The SpikeWhale / Byrne "family" traits. Engram (N-gram hash memory + DERF gate), HRM iterative refinement, multi-token prediction, spiking linear attention, an explicit program-semantic block, Kuramoto coupled-oscillator coupling, and a JEPA representation-prediction head — all wired in at the continuous points so the binary LIF spike dynamics stay intact, and each a near no-op at init so it wakes up only as it helps.
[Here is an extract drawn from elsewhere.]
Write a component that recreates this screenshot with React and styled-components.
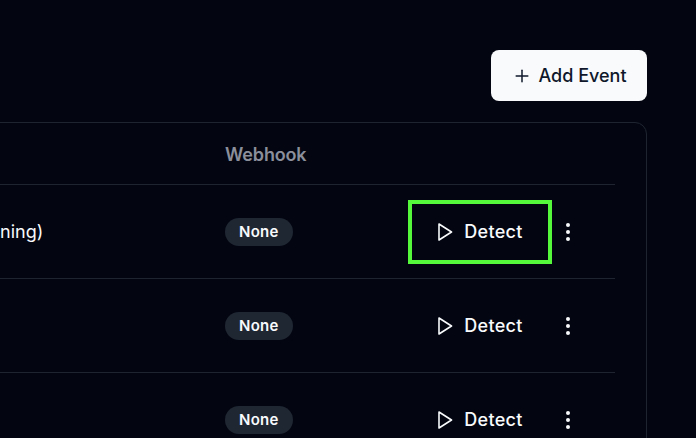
import React from "react";
import styled, { createGlobalStyle } from "styled-components";
import { Plus } from "lucide-react";

const GlobalStyle = createGlobalStyle`
  html, body {
    margin: 0;
    height: 100%;
    overflow: hidden;
    background: #030611;
  }
`;

const Page = styled.div`
  height: 438px;
  overflow: hidden;
  padding: 50px 49px 0 0;
  box-sizing: border-box;
  font-family: Inter, "Liberation Sans", sans-serif;
  color: #f8fafc;
`;

const Toolbar = styled.div`
  display: flex;
  justify-content: flex-end;
`;

const AddButton = styled.button`
  display: flex;
  align-items: center;
  justify-content: center;
  gap: 6px;
  width: 156px;
  height: 51px;
  padding: 0 0 0 1px;
  border: 0;
  border-radius: 8px;
  background: #f8fafc;
  color: #0f172a;
  font: 500 18px Inter, "Liberation Sans", sans-serif;
`;

const Card = styled.div`
  margin: 21px 0 0 -33px;
  padding: 0 31px 0 32px;
  border: 1px solid #1e2531;
  border-radius: 12px;
  overflow: hidden;
`;

const Row = styled.div`
  display: grid;
  grid-template-columns: 225px 1fr 207px;
  align-items: center;
  height: ${(p) => (p.$head ? 61 : 93)}px;
  border-bottom: 1px solid #1e2531;
`;

const HeadCell = styled.div`
  padding-top: 2px;
  font-size: 18px;
  font-weight: 600;
  letter-spacing: -0.15px;
  color: #8b8f9b;
`;

const Name = styled.div`
  font-size: 18px;
  color: #f8fafc;
`;

const Badge = styled.span`
  display: inline-flex;
  align-items: center;
  height: 28px;
  padding: 0 14px;
  border-radius: 14px;
  background: #1f2733;
  font-size: 15px;
  font-weight: 600;
  letter-spacing: 0.3px;
`;

const Actions = styled.div`
  display: flex;
  align-items: center;
`;

const DetectButton = styled.button`
  display: flex;
  align-items: center;
  justify-content: center;
  gap: 11px;
  width: 144px;
  height: 64px;
  padding: 0;
  box-sizing: border-box;
  background: transparent;
  border: 4px solid ${(p) => (p.$active ? "#55f83a" : "transparent")};
  color: #f8fafc;
  font: 500 18px Inter, "Liberation Sans", sans-serif;
  letter-spacing: 0.3px;
`;

const MenuButton = styled.button`
  display: flex;
  justify-content: center;
  width: 32px;
  padding: 1px 0 0;
  border: 0;
  background: transparent;
  color: #f8fafc;
`;

const PlayIcon = () => (
  <svg width="16" height="18" viewBox="0 0 16 18" fill="none">
    <polygon points="2,1 14.5,9 2,17" stroke="currentColor" strokeWidth="1.6" strokeLinejoin="round" />
  </svg>
);

const KebabIcon = () => (
  <svg width="6" height="20" viewBox="0 0 6 20" fill="currentColor">
    <circle cx="3" cy="3" r="2" />
    <circle cx="3" cy="10" r="2" />
    <circle cx="3" cy="17" r="2" />
  </svg>
);

const rows = ["ning)", "", ""];

const App = () => (
  <Page>
    <GlobalStyle />
    <Toolbar>
      <AddButton>
        <Plus size={20} strokeWidth={1.8} />
        Add Event
      </AddButton>
    </Toolbar>
    <Card>
      <Row $head>
        <div />
        <HeadCell>Webhook</HeadCell>
        <div />
      </Row>
      {rows.map((name, index) => (
        <Row key={index}>
          <Name>{name}</Name>
          <div>
            <Badge>None</Badge>
          </div>
          <Actions>
            <DetectButton $active={index === 0}>
              <PlayIcon />
              Detect
            </DetectButton>
            <MenuButton>
              <KebabIcon />
            </MenuButton>
          </Actions>
        </Row>
      ))}
    </Card>
  </Page>
);

export default App;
A live demo is hosted at the companion Space SpikeWhale-SNN v1, which pulls these weights at runtime.

Model summary


Parameters	215,901,779 (~216M)
Architecture	Recurrent LIF spiking LM (`SpikingCharLM`)
Depth × width	4 stacked LIF layers × 1488 hidden
Readout	All-layer pre-reset membrane → linear head (per-position logits)
Weight tying	Embedding ⇄ output table tied
Tokenizer	Custom SpikeWhale byte-level "length-max" tokenizer, vocab 16,512
Neuron model	Leaky integrate-and-fire + fast-sigmoid surrogate gradient (Neftci et al. 2019)
Modulation	`program` — neurons modulated by the frozen virtual-cell bridge
Training data	Streamed 75% FineWeb-Edu + 25% FineMath
Training step (this ckpt)	31,824
Val bits/token	3.977 (uniform baseline ≈ log₂16512 ≈ 14.0)
Mean firing rate	≈ 41% (healthy: not dead, not saturated)
Precision	float32

Active "family" traits in this checkpoint

Engram · HRM · MTP · SpikeAttn · ProgSem · Kuramoto · JEPA (MoE off), plus an anti-death firing regulariser (firing_target=0.2, weight 50).

How a token is processed

token id ─► embedding (input current)
         ─► LIF layer 0 ─► spikes ─► LIF layer 1 ─► … ─► LIF layer 3
                                                            │
         (per layer: mem[t] = beta·mem[t-1] + input; spike if mem ≥ threshold; soft reset)
                                                            │
   all layers' pre-reset membranes ─► tanh ─► linear readout ─► next-token logits

"Time" is token position: one LIF time-step per token, with membrane potentials and recurrent spikes carrying memory across the sequence. Because the forward spike is a step function, gradients flow through a surrogate (1/(1+slope·|mem−thresh|)²), which also passes gradient to each neuron's threshold — that is what lets the gene-program bridge train end-to-end.

The virtual cell (what the "bridge" connects to)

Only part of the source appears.